Sloterdijk weiss: Wer Aufmerksamkeit erregen und Auflage machen will,
muss provozieren, muss Tabus antasten. Und so stellt er seit Jahren eine
Reihe anderer, gärender Fragen. Wozu brauchen wir überhaupt noch
Institutionen? Wozu noch eine Verfassung, wozu einen Sozalstaat, wozu
Demokratie, dieses aufgeblähte Gebilde aus Ansprüchen und angeblich
unveräusserlichen Menschen- und Bürgerrechten? Wozu die Illusion
prinzipeller Chancengleichheit? Hat die Menschheit nicht Jahrtausende
nach ganz anderen Prinzipien gelebt und überlebt? Haben die
Sklavengesellschaften Babylons, Ägyptens, Roms, das Kastensystem
Indiens, das China der Kaiser und Mandarine nicht bewundernswerte
kulturelle Leistungen hervorgebracht? Sind der Escorial in Spanien, der
Petersdom in Rom nicht steinerne unwiderlegbare Zeugen einer
leistungsträgerfreundlichen Welt ganz ohne Steuern?

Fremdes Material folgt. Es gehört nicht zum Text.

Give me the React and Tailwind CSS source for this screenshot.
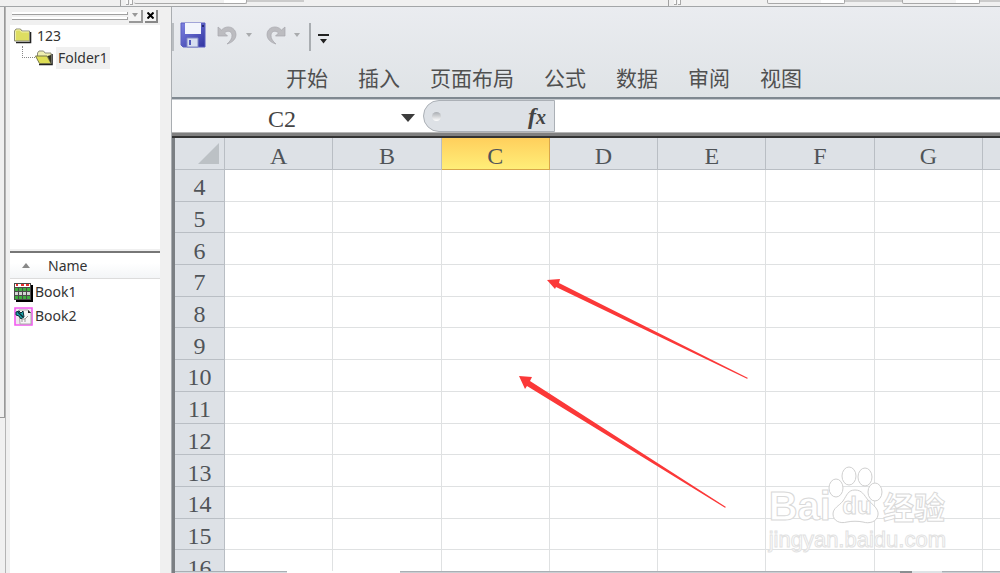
import React, { useState } from 'react';

const MENUS = ['开始', '插入', '页面布局', '公式', '数据', '审阅', '视图'];
const COLUMNS = ['A', 'B', 'C', 'D', 'E', 'F', 'G'];
const ROWS = [4, 5, 6, 7, 8, 9, 10, 11, 12, 13, 14, 15, 16];

const Grip = () => (
  <div className="flex gap-px">
    <div className="h-full w-[3px] border-r border-b border-[#a8a8a8] bg-[#fafafa]" />
    <div className="h-full w-[3px] border-r border-b border-[#a8a8a8] bg-[#fafafa]" />
  </div>
);

const TopStrip = () => (
  <div className="flex h-[6px] shrink-0 bg-[#f0f0f0]">
    <div className="flex flex-[669]">
      <div className="w-[121px] border-r border-[#a0a0a0]" />
      <div className="ml-[5px] flex h-[5px]"><Grip /></div>
      <div className="ml-px h-[4px] w-[113px] rounded-b-xs border-r border-b border-[#a8a8a8] bg-gradient-to-r from-[#f0f0f0] from-80% to-white to-80%" />
      <div className="h-[2px] w-[57px] bg-[#cbcbcb]" />
    </div>
    <div className="flex flex-[331] border-l border-[#a0a0a0]">
      <div className="ml-[5px] flex h-[5px]"><Grip /></div>
      <div className="ml-[86px] h-[4px] w-[78px] rounded-b-xs border-x border-b border-[#a8a8a8] bg-gradient-to-r from-[#f4f4f4] from-70% to-white to-70%" />
      <div className="h-[2px] w-[57px] bg-[#cbcbcb]" />
      <div className="h-[4px] w-[78px] rounded-b-xs border-x border-b border-[#a8a8a8] bg-gradient-to-r from-[#f4f4f4] from-70% to-white to-70%" />
      <div className="h-[2px] grow bg-[#cbcbcb]" />
    </div>
  </div>
);

const FolderIcon = () => (
  <svg viewBox="0 0 18 16" className="h-4 w-[18px]">
    <path d="M2 14.500h14.500V4" fill="none" stroke="#222" strokeWidth="1.600" />
    <path d="M.5 13V3L2 1h4.500L8 3h7.500v10z" fill="#dede62" stroke="#8c8c7c" />
    <path d="M1.500 12V3.500L2.500 2H6l1.500 2H15" fill="none" stroke="#f6f6c0" strokeWidth=".8" />
  </svg>
);

const OpenFolderIcon = () => (
  <svg viewBox="0 0 18 16" className="h-4 w-[18px]">
    <path d="M4 14.500h13V4" fill="none" stroke="#222" strokeWidth="1.600" />
    <path d="M2.500 7V3L4 1h4.500L10 3h6v10" fill="#eeeeb0" stroke="#8c8c7c" />
    <path d="M.5 6h11.500l4 7.500H4.500z" fill="#dede55" stroke="#77774a" />
    <path d="M12.500 6l3.500 7.500V5z" fill="#333322" />
  </svg>
);

const SheetIcon = () => (
  <svg viewBox="0 0 19 19" className="h-[19px] w-[19px]">
    <path d="M2 2h17v17H2z" fill="#000" />
    <path d="M0 0h17v17H0z" fill="#4a4a4a" />
    <path d="M1 1h15v3H1z" fill="#fff" />
    <path d="M2 1h2v2H2zM7 1h3v2H7zM12 1h3v2h-3z" fill="#e83030" />
    <path d="M1 5h3v3H1zM5 5h3v3H5zM9 5h3v3H9zM13 5h3v3h-3zM1 13h3v3H1zM5 13h3v3H5zM9 13h3v3H9zM13 13h3v3h-3z" fill="#3fae3f" />
    <path d="M1 9h3v3H1zM5 9h3v3H5zM9 9h3v3H9zM13 9h3v3h-3z" fill="#d4d4d4" />
  </svg>
);

const GraphIcon = () => (
  <svg viewBox="0 0 19 19" className="h-[19px] w-[19px]">
    <path d="M1 1h17v17H1z" fill="#f0e6f0" stroke="#f35af0" strokeWidth="1.600" />
    <path d="M5 3h9l3 3v11H6z" fill="#f6f6f6" stroke="#aaa" />
    <path d="M14 3v3h3z" fill="#222" />
    <path d="M2 5l3-1 2 2 2-2 1 6-3 2-2-3-3-1z" fill="#1aa8ae" stroke="#0b2c36" />
    <path d="M4 5l5 5" stroke="#0b2c36" strokeWidth="1.500" />
    <path d="M8 15v-3h3v3M11 12l3-3" fill="none" stroke="#999" />
  </svg>
);

const Explorer = () => (
  <aside className="flex w-[166px] shrink-0 flex-col border-l border-[#b4b4b4] bg-[#f0f0f0] pr-[11px] pl-1 font-['Noto_Sans','Open_Sans',sans-serif] text-sm leading-6 text-[#333]">
    <div className="flex h-[18px] shrink-0 items-center gap-px px-[2px]">
      <div className="flex grow flex-col gap-[2px]">
        <div className="h-[3px] border-r border-b border-[#a0a0a0] bg-white" />
        <div className="h-[3px] border-r border-b border-[#a0a0a0] bg-white" />
      </div>
      <button aria-label="Menu" className="flex h-[13px] w-[14px] items-center justify-center border-r-2 border-b-2 border-[#999] bg-[#f4f4f4]">
        <svg viewBox="0 0 6 4" className="h-1 w-[6px]"><path d="M0 0h6L3 4z" fill="#999" /></svg>
      </button>
      <button aria-label="Close" className="ml-px flex h-[13px] w-[13px] items-center justify-center border-r-2 border-b-2 border-[#888] bg-[#f4f4f4]">
        <svg viewBox="0 0 7 7" className="h-[7px] w-[7px]"><path d="M.5.500l6 6M6.500.500l-6 6" stroke="#000" strokeWidth="2" /></svg>
      </button>
    </div>
    <div className="h-[224px] shrink-0 bg-white pl-1">
      <div className="flex h-[22px] items-center gap-[5px]"><FolderIcon />123</div>
      <div className="flex h-[22px] items-center">
        <div className="mb-3 ml-2 h-3 w-[13px] border-b border-l border-dotted border-[#888]" />
        <OpenFolderIcon />
        <span className="ml-[3px] bg-[#f0f0f0] px-[2px] leading-[22px]">Folder1</span>
      </div>
    </div>
    <div className="mt-[2px] flex h-[28px] shrink-0 items-center border-t-2 border-b border-t-[#777] border-b-[#dcdcdc] bg-gradient-to-b from-white from-40% to-[#f3f5f7] pl-3">
      <svg viewBox="0 0 8 5" className="h-[5px] w-2"><path d="M0 5h8L4 0z" fill="#888" /></svg>
      <span className="ml-[18px]">Name</span>
    </div>
    <ul className="grow bg-white pt-px pl-1">
      <li className="flex items-center gap-[2px]"><SheetIcon />Book1</li>
      <li className="flex items-center gap-[2px]"><GraphIcon />Book2</li>
    </ul>
  </aside>
);

const SmallCaret = () => (
  <svg viewBox="0 0 6 4" className="h-1 w-[6px]"><path d="M0 0h6L3 4z" fill="#a9abad" /></svg>
);

const UndoArrow = ({ className }) => (
  <svg viewBox="0 0 20 20" className={className}>
    <path d="M1 2v9h9.500L7.500 8c3-3 7-2 7.500 2 .3 3.500-2 6.500-5 9 5.500-1.500 9-5 9-9.500C19 2.500 10-1 4.500 5z" fill="#bcbcc0" stroke="#a8a8ad" strokeWidth=".7" />
  </svg>
);

const QuickAccess = () => (
  <div className="flex h-[60px] items-center">
    <div className="h-7 w-[2px] bg-[#b9bdc1]" />
    <button aria-label="Save" className="mb-1 ml-[6px]">
      <svg viewBox="0 0 26 26" className="h-[26px] w-[26px]">
        <defs>
          <linearGradient id="disk" x1="0" x2="1" y2="1">
            <stop offset="0" stopColor="#7e83e2" />
            <stop offset="1" stopColor="#3034a0" />
          </linearGradient>
        </defs>
        <path d="M1 1h24v24H3l-2-2z" fill="url(#disk)" stroke="#5a5ec0" />
        <path d="M5 1h16v11H5z" fill="#f2f5fc" />
        <path d="M22 3h2v2h-2z" fill="#252a70" />
        <path d="M7 16h11v9H7z" fill="#d7def0" stroke="#8088c4" />
        <path d="M9 18h2v5H9z" fill="#5259bd" />
      </svg>
    </button>
    <button aria-label="Undo" className="mb-1 ml-[11px]"><UndoArrow className="h-5 w-5" /></button>
    <button aria-label="Undo history" className="mb-1 ml-[9px]"><SmallCaret /></button>
    <button aria-label="Redo" className="mb-1 ml-[14px]"><UndoArrow className="h-5 w-5 -scale-x-100" /></button>
    <button aria-label="Redo history" className="mb-1 ml-[8px]"><SmallCaret /></button>
    <div className="ml-[9px] h-7 w-[2px] bg-[#a9adb1]" />
    <button aria-label="Customize" className="mt-1 ml-[7px]">
      <svg viewBox="0 0 11 10" className="h-[10px] w-[11px]"><path d="M0 0h11v2H0zM2 5h7L5.500 9.500z" fill="#222" /></svg>
    </button>
  </div>
);

const FormulaBar = () => {
  const [cell, setCell] = useState('C2');
  const [formula, setFormula] = useState('');

  return (
    <div className="flex h-[32px] shrink-0 bg-white">
      <input
        aria-label="Name box"
        value={cell}
        onChange={(e) => setCell(e.target.value)}
        className="w-[220px] pt-[5px] text-center font-['Liberation_Serif','Noto_Sans_CJK_SC',serif] text-2xl text-[#444] outline-none"
      />
      <button aria-label="Cell names" className="flex w-[31px] items-center justify-end pt-1 pr-2">
        <svg viewBox="0 0 14 8" className="h-2 w-[14px]"><path d="M0 0h14L7 8z" fill="#3c3c3c" /></svg>
      </button>
      <div className="flex w-[132px] items-center justify-between rounded-l-full border border-[#abb0b6] bg-[#dde1e6] px-2">
        <div className="h-[9px] w-[9px] rounded-full bg-gradient-to-b from-[#a9adb2] to-white" />
        <button aria-label="Insert function" className="font-['Liberation_Serif',serif] text-2xl leading-7 font-bold text-[#444] italic">
          f<span className="text-xl">x</span>
        </button>
      </div>
      <input
        aria-label="Formula"
        value={formula}
        onChange={(e) => setFormula(e.target.value)}
        className="min-w-0 grow px-2 text-xl outline-none"
      />
    </div>
  );
};

const Sheet = () => (
  <table className="h-[444px] w-full table-fixed border-separate border-spacing-0 font-['Liberation_Serif','Noto_Sans_CJK_SC',serif] text-2xl leading-6 text-[#505458]">
    <colgroup>
      <col className="w-[50px]" />
      {COLUMNS.map((c) => <col key={c} />)}
      <col className="w-[17px]" />
    </colgroup>
    <thead>
      <tr className="h-[32px] bg-[#dde1e6]">
        <td className="border-r border-b border-[#b9bec4] p-0">
          <svg viewBox="0 0 21 21" className="ml-auto mr-[5px] h-[21px] w-[21px]"><path d="M21 0v21H0z" fill="#bcc1c5" /></svg>
        </td>
        {COLUMNS.map((c) => (
          <th
            key={c}
            scope="col"
            className={
              c === 'C'
                ? 'border-r border-b border-[#d8a64a] bg-gradient-to-b from-[#ffcf5c] to-[#ffee78] p-0 pt-1 font-normal'
                : 'border-r border-b border-[#b9bec4] p-0 pt-1 font-normal'
            }
          >
            {c}
          </th>
        ))}
        <td className="border-b border-[#b9bec4] p-0" />
      </tr>
    </thead>
    <tbody>
      {ROWS.map((r) => (
        <tr key={r}>
          <th scope="row" className="border-r border-b border-[#b9bec4] bg-[#dde1e6] p-0 pt-1 font-normal">{r}</th>
          {COLUMNS.map((c) => <td key={c} className="border-r border-b border-[#dfe1e2] p-0" />)}
          <td className="border-b border-[#dfe1e2] p-0" />
        </tr>
      ))}
    </tbody>
  </table>
);

const Arrows = () => (
  <svg viewBox="0 0 240 240" className="pointer-events-none absolute top-[133px] left-[339px] h-[240px] w-[240px]">
    <path d="M33 9l13-1-1 4 189 95-1 .7L42 16l-1 2z" fill="#fb3838" />
    <path d="M5 105l13 1-2 4 196 126-1 .7L13 115l-2 3z" fill="#fb3838" />
  </svg>
);

const Watermark = () => (
  <div className="pointer-events-none absolute right-[54px] bottom-[19px] whitespace-nowrap text-white [-webkit-text-stroke:1px_#d9d9d9]">
    <div className="flex h-[60px] items-end">
      <span className="font-['Liberation_Sans',sans-serif] text-[40px] leading-10 font-bold">Bai</span>
      <div className="relative h-[60px] w-[52px]">
        <svg viewBox="0 0 52 60" className="h-[60px] w-[52px] overflow-visible" fill="#fff" stroke="#d0d0d0">
          <ellipse cx="5" cy="22" rx="7" ry="9" />
          <ellipse cx="18" cy="10" rx="7" ry="9" />
          <ellipse cx="34" cy="11" rx="7" ry="9" />
          <ellipse cx="44" cy="26" rx="7" ry="9" />
          <path d="M24 24c7 0 9 5 13 10 5 5 11 9 10 15-1 7-9 9-15 7-5-1-11-1-16 0-7 2-14-1-14-8 0-6 6-8 10-13 4-6 5-11 12-11z" />
        </svg>
        <span className="absolute inset-x-0 bottom-2 text-center font-['Liberation_Sans',sans-serif] text-2xl leading-6 font-bold">du</span>
      </div>
      <span className="font-['Noto_Sans_CJK_SC',sans-serif] text-[31px] leading-10 font-bold">经验</span>
    </div>
    <div className="font-['Liberation_Sans',sans-serif] text-[22px] leading-7 [-webkit-text-stroke:1px_#e2e2e2]">jingyan.baidu.com</div>
  </div>
);

const App = () => {
  return (
    <div className="flex h-screen flex-col overflow-hidden bg-[#f0f0f0]">
      <TopStrip />
      <div className="flex min-h-0 grow border-t border-[#a3a6a8]">
        <div className="w-[5px] shrink-0 bg-[#f0f0f0]">
          <div className="h-[411px] border-r border-b border-[#999]" />
        </div>
        <Explorer />
        <main className="flex min-w-0 grow flex-col border-l border-[#a9adb1]">
          <header className="h-[90px] shrink-0 bg-gradient-to-b from-[#eaecf0] to-[#dfe3e6]">
            <QuickAccess />
            <nav className="-mt-[6px] flex gap-[30px] pl-[114px] font-['Noto_Sans_CJK_SC',sans-serif] text-[21px] leading-8 text-[#505050]">
              {MENUS.map((m) => <button key={m}>{m}</button>)}
            </nav>
          </header>
          <div className="h-[3px] shrink-0 border-b border-[#c5cacf] bg-[#7f8890]" />
          <FormulaBar />
          <div className="h-[6px] shrink-0 border-t border-b-2 border-t-[#b5b5b5] border-b-[#333] bg-[#808080]" />
          <div className="relative flex min-h-0 grow flex-col border-l-3 border-[#7b7f83] bg-white">
            <div className="min-h-0 grow overflow-hidden"><Sheet /></div>
            <div className="flex h-[2px] shrink-0">
              <div className="w-[112px] border-t border-[#a9afb4] bg-[#d5dade]" />
              <div className="w-[113px]" />
              <div className="grow border-t border-[#a9afb4] bg-[#c9ced2]" />
              <div className="w-[12px] bg-[#8a8e91]" />
              <div className="w-[30px] bg-[#dfe3e6]" />
              <div className="w-[58px] border-t border-[#a9afb4] bg-[#c9ced2]" />
            </div>
            <Arrows />
            <Watermark />
          </div>
        </main>
      </div>
    </div>
  );
};

export default App;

Etliche mögen Sloterdijks Steuer- und Staatsallergie für übertrieben
halten, doch in einem Punkt muss man ihm recht geben. Während in der
freien Wirtschaft Leistung wenigstens hin und wieder überprüft wird,
während ein Fritz J. Raddatz aus dem Zentrum der ZEIT-Redaktion
hinauskomplimentiert wurde, weil er nachweislich baren Unfug
daherschrieb, darf ein staatlich bestallter, praktisch unkündbarer
Karlsruher Hochschulrektor mit Pensionsberechtigung heute jede Art von
Schwachsinn als philosophische Weisheit verkünden, ohne Sanktionen
fürchten zu müssen. Vielleicht sollte man da mit dem weiteren
Staatsabbau beginnen und die Steuerzahler entlasten.